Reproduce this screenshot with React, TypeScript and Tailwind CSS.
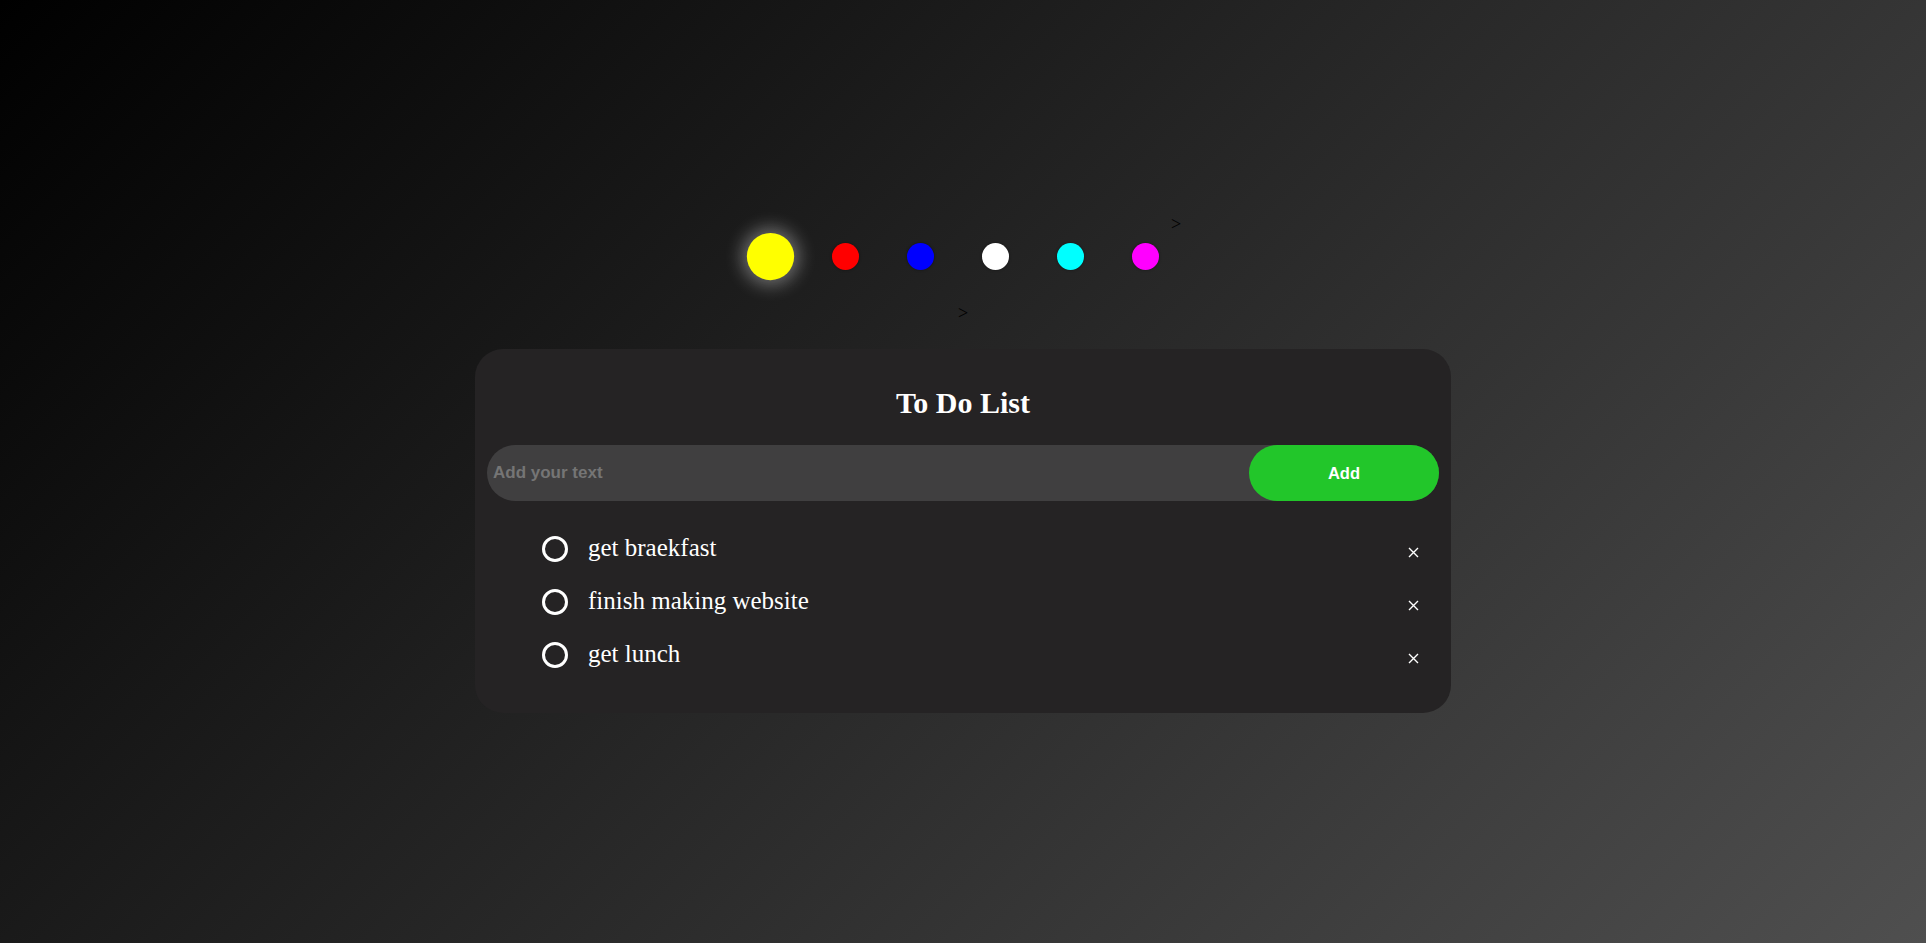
import React, { useState } from 'react';

interface Todo {
  id: number;
  text: string;
  done: boolean;
}

const dotColors = ['bg-[#ffff00]', 'bg-[#ff0000]', 'bg-[#0000ff]', 'bg-[#ffffff]', 'bg-[#00ffff]', 'bg-[#ff00ff]'];

const App: React.FC = () => {
  const [active, setActive] = useState(0);
  const [text, setText] = useState('');
  const [todos, setTodos] = useState<Todo[]>([
    { id: 1, text: 'get braekfast', done: false },
    { id: 2, text: 'finish making website', done: false },
    { id: 3, text: 'get lunch', done: false },
  ]);

  const addTodo = () => {
    if (!text.trim()) return;
    setTodos([...todos, { id: Date.now(), text: text.trim(), done: false }]);
    setText('');
  };

  const toggle = (id: number) => {
    setTodos(todos.map(t => (t.id === id ? { ...t, done: !t.done } : t)));
  };

  const remove = (id: number) => {
    setTodos(todos.filter(t => t.id !== id));
  };

  return (
    <div className="min-h-screen w-full bg-[linear-gradient(135deg,#000000,#4f4f4f)] flex flex-col items-center pt-[233px] font-['Liberation_Serif',serif]">
      {/* colour picker */}
      <div className="flex items-center h-[47px] pl-[2px] pr-[14px]">
        {dotColors.map((c, i) => (
          <button
            key={c}
            onClick={() => setActive(i)}
            className={`w-[27px] h-[27px] rounded-full mx-[24px] ${c} ${
              active === i ? 'scale-[1.75] shadow-[0_0_10px_3px_rgba(255,255,255,0.35)]' : 'shadow-[0_0_3px_rgba(0,0,0,0.4)]'
            }`}
          />
        ))}
        <span className="self-start -mt-[18px] -ml-[12px] text-[18px] leading-[18px] text-black">&gt;</span>
      </div>
      <span className="mt-[24px] text-[18px] leading-[18px] text-black">&gt;</span>

      {/* card */}
      <div className="mt-[27px] w-[976px] rounded-[28px] bg-[#252324] px-3 pt-[37px] pb-[31px]">
        <h1 className="text-center text-white font-bold text-[30px] leading-[34px]">To Do List</h1>

        <div className="mt-[25px] flex h-[56px] rounded-full bg-[#403f40]">
          <input
            value={text}
            onChange={e => setText(e.target.value)}
            placeholder="Add your text"
            className="flex-1 bg-transparent pl-[6px] outline-none text-white font-bold text-[17px] placeholder:text-[#757575] font-['Liberation_Sans',Arial,sans-serif]"
          />
          <button
            onClick={addTodo}
            className="w-[190px] h-full rounded-full bg-[#22c62a] text-white font-bold text-[16.5px] font-['Liberation_Sans',Arial,sans-serif]"
          >
            Add
          </button>
        </div>

        <ul className="mt-[21.5px]">
          {todos.map(todo => (
            <li key={todo.id} className="flex items-center h-[53px] pl-[55px] pr-[20px]">
              <button
                onClick={() => toggle(todo.id)}
                className={`w-[26px] h-[26px] rounded-full border-[3px] border-white shrink-0 ${todo.done ? 'bg-white' : ''}`}
              />
              <span className={`ml-[20px] flex-1 text-white text-[25px] leading-[28px] -mt-[3px] ${todo.done ? 'line-through opacity-60' : ''}`}>
                {todo.text}
              </span>
              <button onClick={() => remove(todo.id)} className="mt-[6px] w-[12px] h-[12px] flex items-center justify-center">
                <svg width="11" height="11" viewBox="0 0 11 11">
                  <path d="M1 1L10 10M10 1L1 10" stroke="white" strokeWidth="1.4" />
                </svg>
              </button>
            </li>
          ))}
        </ul>
      </div>
    </div>
  );
};

export default App;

● **EXERCISE BRIEF**: Each line that contains the word "React" counts toward the total; give only that total.

● **RESPONSE TO THE EXERCISE**: 3